# EXERCISE
Write out the material exactly, without any of its pictures.
━━━━━ GIVEN MATERIAL ━━━━━
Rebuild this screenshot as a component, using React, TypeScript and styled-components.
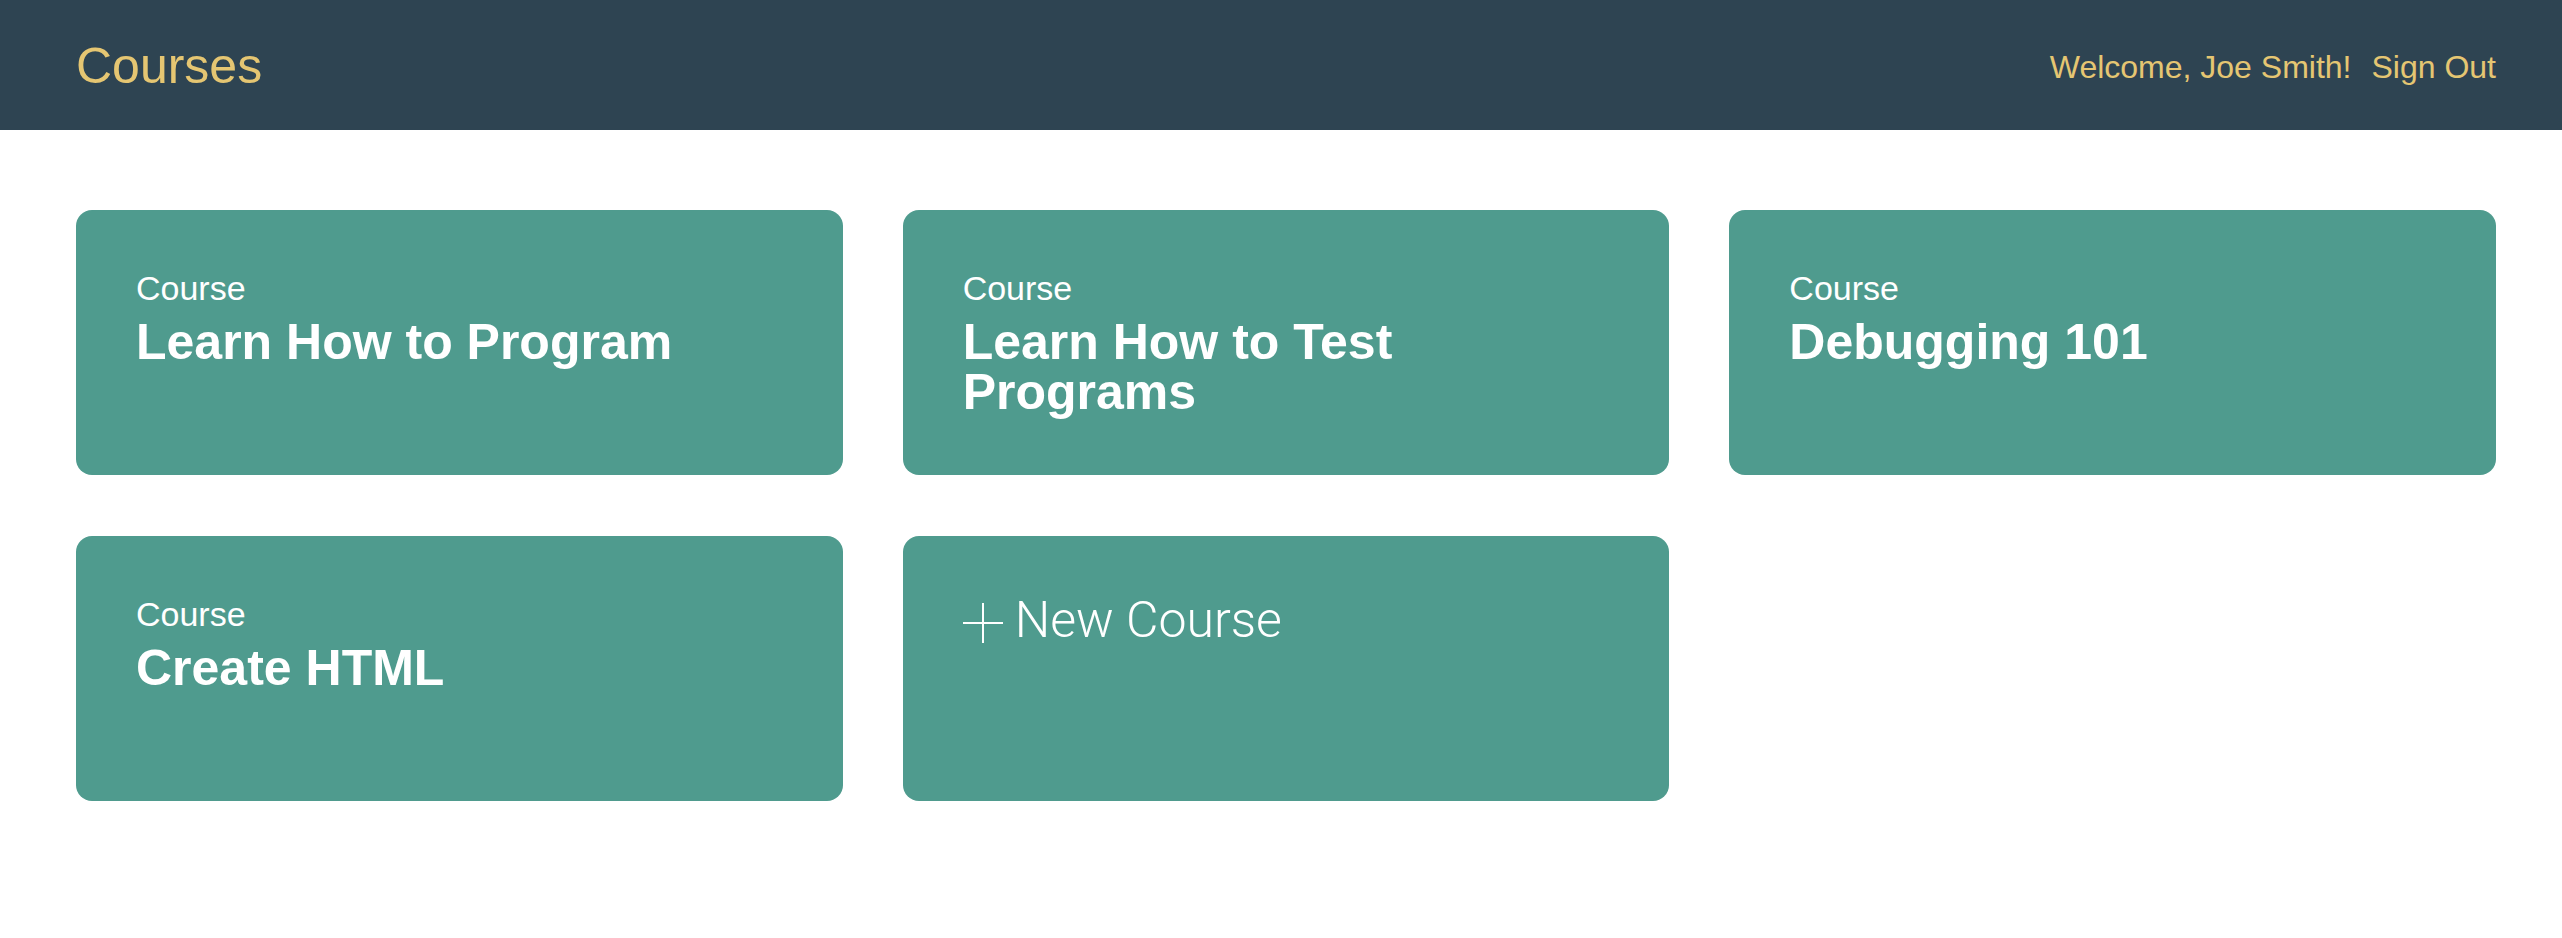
import React from "react";
import styled, { createGlobalStyle } from "styled-components";

const GlobalStyle = createGlobalStyle`
  html, body {
    margin: 0;
    padding: 0;
    background: #ffffff;
    font-family: "Liberation Sans", Helvetica, Arial, sans-serif;
  }
  * { box-sizing: border-box; }
`;

const Header = styled.header`
  height: 130px;
  background: #2e4452;
  display: flex;
  align-items: center;
  justify-content: space-between;
  padding: 3px 66px 0 76px;
`;

const Title = styled.h1`
  margin: 0;
  font-size: 50px;
  font-weight: 400;
  color: #e5c672;
  line-height: 1.15;
`;

const UserNav = styled.nav`
  display: flex;
  align-items: center;
  gap: 20px;
  font-size: 32px;
  color: #e5c672;
  line-height: 1.15;
  padding-top: 1px;
`;

const SignOut = styled.a`
  color: inherit;
  text-decoration: none;
`;

const Main = styled.main`
  padding: 80px 66px 0 76px;
  display: grid;
  grid-template-columns: repeat(3, 1fr);
  column-gap: 60px;
  row-gap: 61px;
`;

const Card = styled.a`
  display: block;
  height: 265px;
  background: #4f9b8e;
  border-radius: 16px;
  padding: 59px 60px;
  color: #ffffff;
  text-decoration: none;
`;

const CardLabel = styled.div`
  font-size: 34px;
  line-height: 1.15;
`;

const CardTitle = styled.h3`
  margin: 9px 0 0;
  font-size: 50px;
  font-weight: 700;
  line-height: 50px;
`;

const NewCourseInner = styled.div`
  display: flex;
  align-items: flex-start;
  gap: 12px;
`;

const PlusIcon = styled.svg`
  flex: none;
  margin-top: 8px;
`;

const NewCourseText = styled.span`
  font-family: Roboto, "Liberation Sans", sans-serif;
  font-weight: 300;
  font-size: 50px;
  line-height: 59px;
  margin-top: -4px;
`;

const courses = [
  "Learn How to Program",
  "Learn How to Test Programs",
  "Debugging 101",
  "Create HTML",
];

export default function App() {
  return (
    <>
      <GlobalStyle />
      <Header>
        <Title>Courses</Title>
        <UserNav>
          <span>Welcome, Joe Smith!</span>
          <SignOut href="#">Sign Out</SignOut>
        </UserNav>
      </Header>
      <Main>
        {courses.map((c) => (
          <Card href="#" key={c}>
            <CardLabel>Course</CardLabel>
            <CardTitle>{c}</CardTitle>
          </Card>
        ))}
        <Card href="#">
          <NewCourseInner>
            <PlusIcon width="40" height="40" viewBox="0 0 40 40">
              <line x1="0" y1="20" x2="40" y2="20" stroke="#fff" strokeWidth="2" />
              <line x1="20" y1="0" x2="20" y2="40" stroke="#fff" strokeWidth="2" />
            </PlusIcon>
            <NewCourseText>New Course</NewCourseText>
          </NewCourseInner>
        </Card>
      </Main>
    </>
  );
}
━━━━━
# COMPLETED TASK
Rebuild this screenshot as a component, using React, TypeScript and styled-components.
import React from "react";
import styled, { createGlobalStyle } from "styled-components";

const GlobalStyle = createGlobalStyle`
  html, body {
    margin: 0;
    padding: 0;
    background: #ffffff;
    font-family: "Liberation Sans", Helvetica, Arial, sans-serif;
  }
  * { box-sizing: border-box; }
`;

const Header = styled.header`
  height: 130px;
  background: #2e4452;
  display: flex;
  align-items: center;
  justify-content: space-between;
  padding: 3px 66px 0 76px;
`;

const Title = styled.h1`
  margin: 0;
  font-size: 50px;
  font-weight: 400;
  color: #e5c672;
  line-height: 1.15;
`;

const UserNav = styled.nav`
  display: flex;
  align-items: center;
  gap: 20px;
  font-size: 32px;
  color: #e5c672;
  line-height: 1.15;
  padding-top: 1px;
`;

const SignOut = styled.a`
  color: inherit;
  text-decoration: none;
`;

const Main = styled.main`
  padding: 80px 66px 0 76px;
  display: grid;
  grid-template-columns: repeat(3, 1fr);
  column-gap: 60px;
  row-gap: 61px;
`;

const Card = styled.a`
  display: block;
  height: 265px;
  background: #4f9b8e;
  border-radius: 16px;
  padding: 59px 60px;
  color: #ffffff;
  text-decoration: none;
`;

const CardLabel = styled.div`
  font-size: 34px;
  line-height: 1.15;
`;

const CardTitle = styled.h3`
  margin: 9px 0 0;
  font-size: 50px;
  font-weight: 700;
  line-height: 50px;
`;

const NewCourseInner = styled.div`
  display: flex;
  align-items: flex-start;
  gap: 12px;
`;

const PlusIcon = styled.svg`
  flex: none;
  margin-top: 8px;
`;

const NewCourseText = styled.span`
  font-family: Roboto, "Liberation Sans", sans-serif;
  font-weight: 300;
  font-size: 50px;
  line-height: 59px;
  margin-top: -4px;
`;

const courses = [
  "Learn How to Program",
  "Learn How to Test Programs",
  "Debugging 101",
  "Create HTML",
];

export default function App() {
  return (
    <>
      <GlobalStyle />
      <Header>
        <Title>Courses</Title>
        <UserNav>
          <span>Welcome, Joe Smith!</span>
          <SignOut href="#">Sign Out</SignOut>
        </UserNav>
      </Header>
      <Main>
        {courses.map((c) => (
          <Card href="#" key={c}>
            <CardLabel>Course</CardLabel>
            <CardTitle>{c}</CardTitle>
          </Card>
        ))}
        <Card href="#">
          <NewCourseInner>
            <PlusIcon width="40" height="40" viewBox="0 0 40 40">
              <line x1="0" y1="20" x2="40" y2="20" stroke="#fff" strokeWidth="2" />
              <line x1="20" y1="0" x2="20" y2="40" stroke="#fff" strokeWidth="2" />
            </PlusIcon>
            <NewCourseText>New Course</NewCourseText>
          </NewCourseInner>
        </Card>
      </Main>
    </>
  );
}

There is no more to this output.